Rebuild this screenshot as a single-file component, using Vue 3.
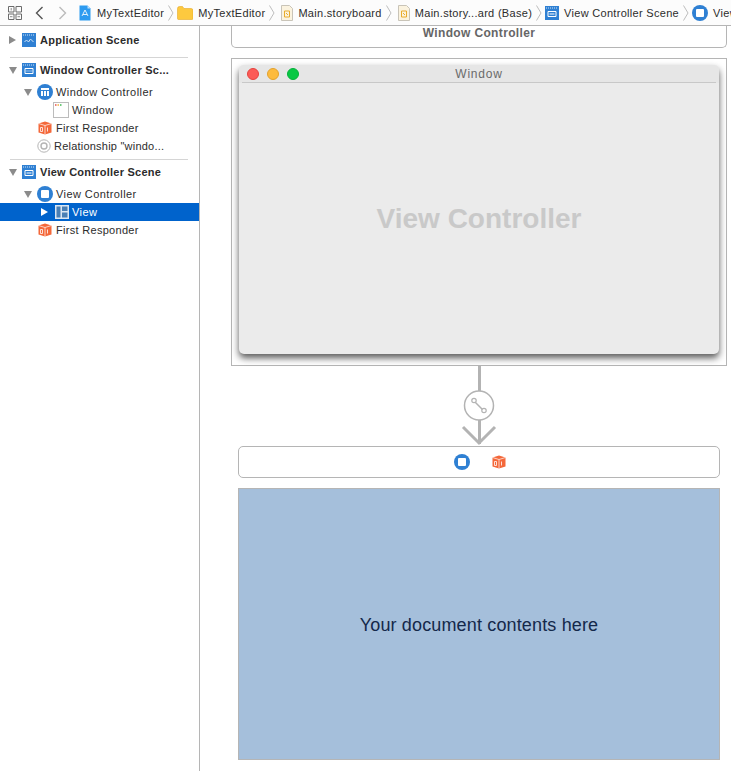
<template>
  <div class="editor">
    <div class="jumpbar">
      <svg class="grid-icon" width="14" height="14" viewBox="0 0 14 14">
        <path d="M.5.500h5.500v5.500H.5zM8 .5h5.500v5.500H8zM.5 8h5.500v5.500H.5zM8 8h5.500v5.500H8z" fill="none" stroke="#6b6b6b" />
        <path d="M2 10.700h2.500M9.500 10.700H12M3.200 2v2.500" stroke="#8a8a8a" />
      </svg>
      <svg class="nav-back" width="9" height="14" viewBox="0 0 9 14"><path d="M7.500 1 1.500 7l6 6" fill="none" stroke="#555" stroke-width="1.400" /></svg>
      <svg class="nav-forward" width="9" height="14" viewBox="0 0 9 14"><path d="M1.500 1l6 6-6 6" fill="none" stroke="#bbb" stroke-width="1.400" /></svg>
      <div class="crumbs">
        <template v-for="(crumb, i) in crumbs" :key="i">
          <svg v-if="crumb.icon === 'project'" class="crumb-icon doc-icon" width="12" height="16" viewBox="0 0 12 16">
            <path d="M.5.500h8l3 3v12H.5z" fill="#2d9bf0" />
            <path d="M8.500.500v3h3z" fill="#bfe0fa" />
            <path d="M3 11l3-6 3 6M4 9.500h4" fill="none" stroke="#dff0fd" />
          </svg>
          <svg v-else-if="crumb.icon === 'folder'" class="crumb-icon" width="16" height="14" viewBox="0 0 16 14">
            <path d="M.5 2.500q0-2 2-2h3l1.500 2h7q2 0 2 2v8q0 1-1 1H1.500q-1 0-1-1z" fill="#fdc93f" stroke="#e5aa28" stroke-width=".6" />
          </svg>
          <svg v-else-if="crumb.icon === 'file'" class="crumb-icon gap-left" width="12" height="16" viewBox="0 0 12 16">
            <path d="M.5.500h8l3 3v12H.5z" fill="#fbf3df" stroke="#c9c4b8" />
            <path d="M3.500 6h5v6h-5zM5 8l2 2" fill="none" stroke="#e9ac2c" />
          </svg>
          <svg v-else-if="crumb.icon === 'scene'" class="crumb-icon" width="14" height="14" viewBox="0 0 14 14">
            <rect width="14" height="14" fill="#2f80d3" />
            <path d="M1 2h12" stroke="#cfe3f7" stroke-dasharray="1 1" />
            <path d="M3 5.500h8v5H3z" fill="none" stroke="#fff" />
            <path d="M4.500 8h5" stroke="#fff" />
          </svg>
          <svg v-else-if="crumb.icon === 'controller'" class="crumb-icon" width="16" height="16" viewBox="0 0 16 16">
            <circle cx="8" cy="8" r="8" fill="#2f80d3" />
            <rect x="4" y="4" width="8" height="8" rx="1" fill="#fff" />
          </svg>
          <span class="crumb-label">{{ crumb.label }}</span>
          <svg v-if="i < crumbs.length - 1" class="crumb-sep" width="6" height="16" viewBox="0 0 6 16"><path d="M.5.500 5 8 .5 15.500" fill="none" stroke="#bdbdbd" /></svg>
        </template>
      </div>
    </div>

    <div class="body">
      <aside class="outline">
        <div class="scene-head first"><span class="tri right"></span><svg class="scene-icon" width="14" height="14" viewBox="0 0 14 14"><rect width="14" height="14" fill="#2f80d3" /><path d="M1 2h12" stroke="#cfe3f7" stroke-dasharray="1 1" /><path d="M2.500 9l2-2 2 2 2-3 3 3" fill="none" stroke="#cfe3f7" /></svg><b>Application Scene</b></div>
        <div class="divider"></div>

        <div class="scene-head"><span class="tri down"></span><svg class="scene-icon" width="14" height="14" viewBox="0 0 14 14"><rect width="14" height="14" fill="#2f80d3" /><path d="M1 2h12" stroke="#cfe3f7" stroke-dasharray="1 1" /><path d="M3 5.500h8v5H3z" fill="none" stroke="#fff" /><path d="M4.500 8h5" stroke="#fff" stroke-dasharray="1 1" /></svg><b>Window Controller Sc...</b></div>
        <div class="row lvl-1 top-gap"><span class="tri down"></span><svg class="obj-icon" width="16" height="16" viewBox="0 0 16 16"><circle cx="8" cy="8" r="8" fill="#2f80d3" /><path d="M4 4h8v8H4z" fill="#fff" /><path d="M4 6.500h8M6.500 6.500V12M9.500 6.500V12" stroke="#2f80d3" /></svg>Window Controller</div>
        <div class="row lvl-2"><svg class="win-icon" width="16" height="16" viewBox="0 0 16 16"><rect x=".5" y=".5" width="15" height="15" fill="#fff" stroke="#bcbcbc" /><path d="M2 3h1.500" stroke="#e8504a" stroke-width="1.500" /><path d="M4.500 3H6" stroke="#efb13a" stroke-width="1.500" /><path d="M7 3h1.500" stroke="#3fb950" stroke-width="1.500" /></svg>Window</div>
        <div class="row lvl-0 tight"><svg class="cube-icon" width="14" height="14" viewBox="0 0 14 14"><path d="M7 .5 13.500 2.500v9L7 13.500.5 11.500v-9z" fill="#f4683a" /><path d="M.5 2.500 7 4.500l6.500-2M7 4.500v9" fill="none" stroke="#fff" stroke-width=".7" /><path d="M2.500 6.500h2v4h-2zM9.500 6.500v4" fill="none" stroke="#fff" stroke-width=".8" /></svg>First Responder</div>
        <div class="row lvl-0 relation"><svg class="ring-icon" width="14" height="14" viewBox="0 0 14 14"><circle cx="7" cy="7" r="6.200" fill="none" stroke="#b5b5b5" /><circle cx="7" cy="7" r="3" fill="none" stroke="#b5b5b5" stroke-width="1.400" /></svg>Relationship "windo...</div>
        <div class="divider second"></div>

        <div class="scene-head"><span class="tri down"></span><svg class="scene-icon" width="14" height="14" viewBox="0 0 14 14"><rect width="14" height="14" fill="#2f80d3" /><path d="M1 2h12" stroke="#cfe3f7" stroke-dasharray="1 1" /><path d="M3 5.500h8v5H3z" fill="none" stroke="#fff" /><path d="M4.500 8h5" stroke="#fff" /></svg><b>View Controller Scene</b></div>
        <div class="row lvl-1 top-gap"><span class="tri down"></span><svg class="obj-icon" width="16" height="16" viewBox="0 0 16 16"><circle cx="8" cy="8" r="8" fill="#2f80d3" /><rect x="4" y="4" width="8" height="8" rx="1" fill="#fff" /></svg>View Controller</div>
        <div class="row lvl-2 selected"><span class="tri right white"></span><svg class="view-icon" width="14" height="14" viewBox="0 0 14 14"><rect width="14" height="14" fill="#dbe6f2" /><path d="M1.500 1.500h4v11h-4zM7 1.500h5.500v4.500H7zM7 7.500h5.500v5H7z" fill="#4a7fb4" /></svg>View</div>
        <div class="row lvl-0 tight"><svg class="cube-icon" width="14" height="14" viewBox="0 0 14 14"><path d="M7 .5 13.500 2.500v9L7 13.500.5 11.500v-9z" fill="#f4683a" /><path d="M.5 2.500 7 4.500l6.500-2M7 4.500v9" fill="none" stroke="#fff" stroke-width=".7" /><path d="M2.500 6.500h2v4h-2zM9.500 6.500v4" fill="none" stroke="#fff" stroke-width=".8" /></svg>First Responder</div>
      </aside>

      <main class="canvas">
        <div class="title-bar">Window Controller</div>
        <div class="window-frame">
          <div class="window">
            <div class="window-top">
              <span class="light red"></span>
              <span class="light amber"></span>
              <span class="light green"></span>
              <span class="window-title">Window</span>
            </div>
            <div class="window-body">View Controller</div>
          </div>
        </div>

        <svg class="segue" width="40" height="80" viewBox="0 0 40 80">
          <path d="M20.500 0v25M20.500 54v24" stroke="#b3b3b3" stroke-width="3" fill="none" />
          <circle cx="20" cy="39.500" r="14.500" fill="#fff" stroke="#b3b3b3" stroke-width="1.500" />
          <path d="M15.500 35.500 24.500 44.500" stroke="#b3b3b3" stroke-width="1.500" />
          <circle cx="15" cy="34.500" r="2.200" fill="#fff" stroke="#b3b3b3" stroke-width="1.200" />
          <circle cx="25" cy="44.500" r="2.200" fill="#fff" stroke="#b3b3b3" stroke-width="1.200" />
          <path d="M4 61 20 77 36 61" fill="none" stroke="#b3b3b3" stroke-width="3" />
        </svg>

        <div class="dock">
          <svg width="16" height="16" viewBox="0 0 16 16"><circle cx="8" cy="8" r="8" fill="#2f80d3" /><rect x="4" y="4" width="8" height="8" rx="1" fill="#fff" /></svg>
          <svg width="14" height="14" viewBox="0 0 14 14"><path d="M7 .5 13.500 2.500v9L7 13.500.5 11.500v-9z" fill="#f4683a" /><path d="M.5 2.500 7 4.500l6.500-2M7 4.500v9" fill="none" stroke="#fff" stroke-width=".7" /><path d="M2.500 6.500h2v4h-2zM9.500 6.500v4" fill="none" stroke="#fff" stroke-width=".8" /></svg>
        </div>
        <div class="doc">Your document contents here</div>
      </main>
    </div>
  </div>
</template>

<script setup>
const crumbs = [
  { icon: 'project', label: 'MyTextEditor' },
  { icon: 'folder', label: 'MyTextEditor' },
  { icon: 'file', label: 'Main.storyboard' },
  { icon: 'file', label: 'Main.story...ard (Base)' },
  { icon: 'scene', label: 'View Controller Scene' },
  { icon: 'controller', label: 'View Controller' },
]
</script>

<style>
html, body {
  margin: 0;
  background: #fff;
  overflow: hidden;
}
</style>

<style scoped>
.editor {
  width: 731px;
  height: 771px;
  overflow: hidden;
  background: #fff;
  font-family: "Liberation Sans", Arial, sans-serif;
  font-size: 11px;
  color: #2c2c2c;
}

.jumpbar {
  height: 26px;
  box-sizing: border-box;
  display: flex;
  align-items: center;
  padding-left: 8px;
  border-bottom: 1px solid #b5b5b5;
  white-space: nowrap;
  overflow: hidden;
  background: #fcfcfc;
}

.jumpbar svg { flex: none; }
.nav-back { margin-left: 13px; }
.nav-forward { margin-left: 14px; }

.crumbs {
  display: flex;
  flex: none;
  align-items: center;
  margin-left: 12px;
}

.doc-icon { margin-right: 1px; }
.gap-left { margin-left: 3px; }
.crumb-label { margin-left: 5px; letter-spacing: .3px; }
.crumb-sep { margin: 0 3px 0 4px; }

.body {
  display: flex;
  height: 745px;
}

.outline {
  width: 199px;
  flex: none;
  border-right: 1px solid #b5b5b5;
  letter-spacing: .42px;
}

.scene-head, .row {
  display: flex;
  align-items: center;
  height: 18px;
  white-space: nowrap;
}

.scene-head { padding-left: 9px; }
.scene-head.first { margin-top: 5px; }
.scene-head b { font-weight: 700; letter-spacing: .25px; }
.scene-icon { margin: 0 4px 0 5px; }
.tri.right + .scene-icon { margin-left: 6px; }

.divider {
  height: 1px;
  background: #d5d5d5;
  margin: 8px 11px 3px 10px;
}
.divider.second { margin-top: 4px; margin-bottom: 3px; }

.top-gap { margin-top: 4px; }
.lvl-1 { padding-left: 24px; }
.lvl-2 { padding-left: 53px; }
.lvl-0 { padding-left: 38px; }
.tight { letter-spacing: .3px; }
.relation { padding-left: 37px; letter-spacing: .22px; }

.obj-icon { margin: 0 3px 0 5px; }
.win-icon { margin-right: 3px; }
.cube-icon { margin-right: 4px; }
.ring-icon { margin-right: 3px; }
.view-icon { margin-right: 3px; }

.tri { display: block; flex: none; width: 0; height: 0; }
.tri.right {
  border-left: 7px solid #8b8b8b;
  border-top: 4.500px solid transparent;
  border-bottom: 4.500px solid transparent;
}
.tri.down {
  border-top: 7px solid #8b8b8b;
  border-left: 4.500px solid transparent;
  border-right: 4.500px solid transparent;
}
.tri.white { border-left-color: #fff; }

.selected {
  background: #0063cc;
  color: #fff;
  padding-left: 41px;
}
.selected .tri { margin-right: 7px; }

.canvas {
  flex: 1;
  overflow: hidden;
  display: flex;
  flex-direction: column;
  align-items: flex-start;
  padding-left: 31px;
}

.title-bar {
  width: 496px;
  height: 22px;
  box-sizing: border-box;
  flex: none;
  border: 1px solid #b5b5b5;
  border-top: none;
  border-radius: 0 0 5px 5px;
  text-align: center;
  line-height: 14px;
  font-weight: 700;
  font-size: 12px;
  letter-spacing: .35px;
  color: #666;
}

.window-frame {
  width: 496px;
  height: 308px;
  box-sizing: border-box;
  flex: none;
  margin-top: 10px;
  border: 1px solid #b5b5b5;
  padding: 6px 7px 0;
}

.window {
  width: 480px;
  height: 289px;
  border-radius: 5px;
  background: #ebebeb;
  box-shadow: 0 4px 7px rgba(0, 0, 0, .65);
  display: flex;
  flex-direction: column;
}

.window-top {
  height: 18px;
  flex: none;
  display: flex;
  align-items: center;
  gap: 8px;
  padding-left: 8px;
  position: relative;
  background: #e6e6e6;
  border-radius: 5px 5px 0 0;
}
.window-top::after {
  content: "";
  position: absolute;
  left: 3px;
  right: 3px;
  bottom: 0;
  height: 1px;
  background: #c8c8c8;
}

.light {
  width: 12px;
  height: 12px;
  border-radius: 50%;
  box-sizing: border-box;
}
.light.red { background: #fc5b57; border: 1px solid #e5443f; }
.light.amber { background: #fdbb3e; border: 1px solid #e4a22d; }
.light.green { background: #08c844; border: 1px solid #06b23a; }

.window-title {
  position: absolute;
  left: 0;
  right: 0;
  text-align: center;
  font-size: 12px;
  color: #6a6a6a;
  letter-spacing: .8px;
}

.window-body {
  flex: 1;
  display: flex;
  align-items: center;
  justify-content: center;
  font-size: 28px;
  font-weight: 700;
  color: #c9c9c9;
}

.segue {
  display: block;
  margin-left: 228px;
  flex: none;
}

.dock {
  width: 482px;
  height: 32px;
  box-sizing: border-box;
  margin-left: 7px;
  padding-left: 2px;
  border: 1px solid #b5b5b5;
  border-radius: 5px;
  display: flex;
  align-items: center;
  justify-content: center;
  gap: 22px;
  flex: none;
}

.doc {
  width: 482px;
  height: 272px;
  box-sizing: border-box;
  margin-top: 10px;
  margin-left: 7px;
  padding-top: 2px;
  background: #a5bfdb;
  border: 1px solid #b5b5b5;
  display: flex;
  align-items: center;
  justify-content: center;
  font-size: 18px;
  letter-spacing: .15px;
  color: #14284a;
  flex: none;
}
</style>
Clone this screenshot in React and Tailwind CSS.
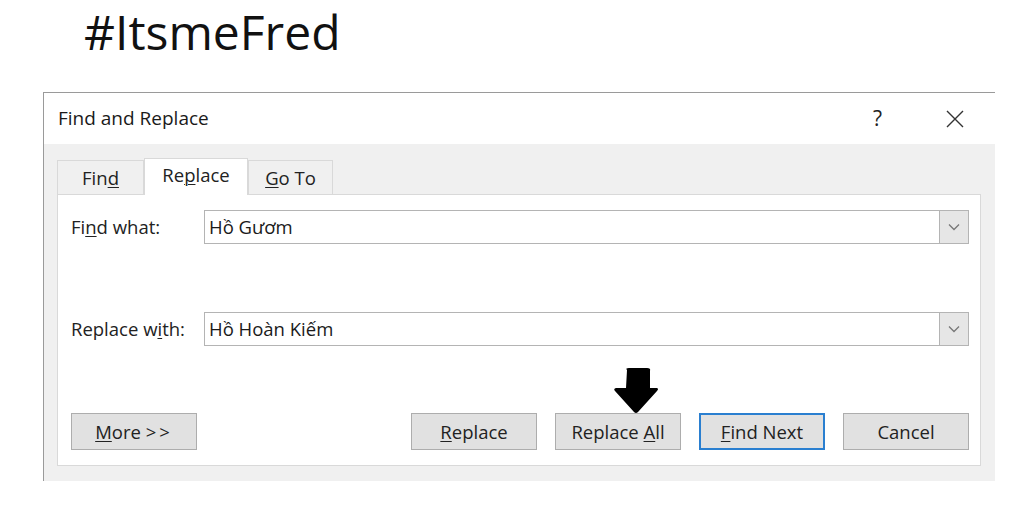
# # # # # # #
Reproduce each line of the material containing the word "this".

Rebuild this screenshot as a single-file component, using Vue 3.
Clone this screenshot in React and Tailwind CSS.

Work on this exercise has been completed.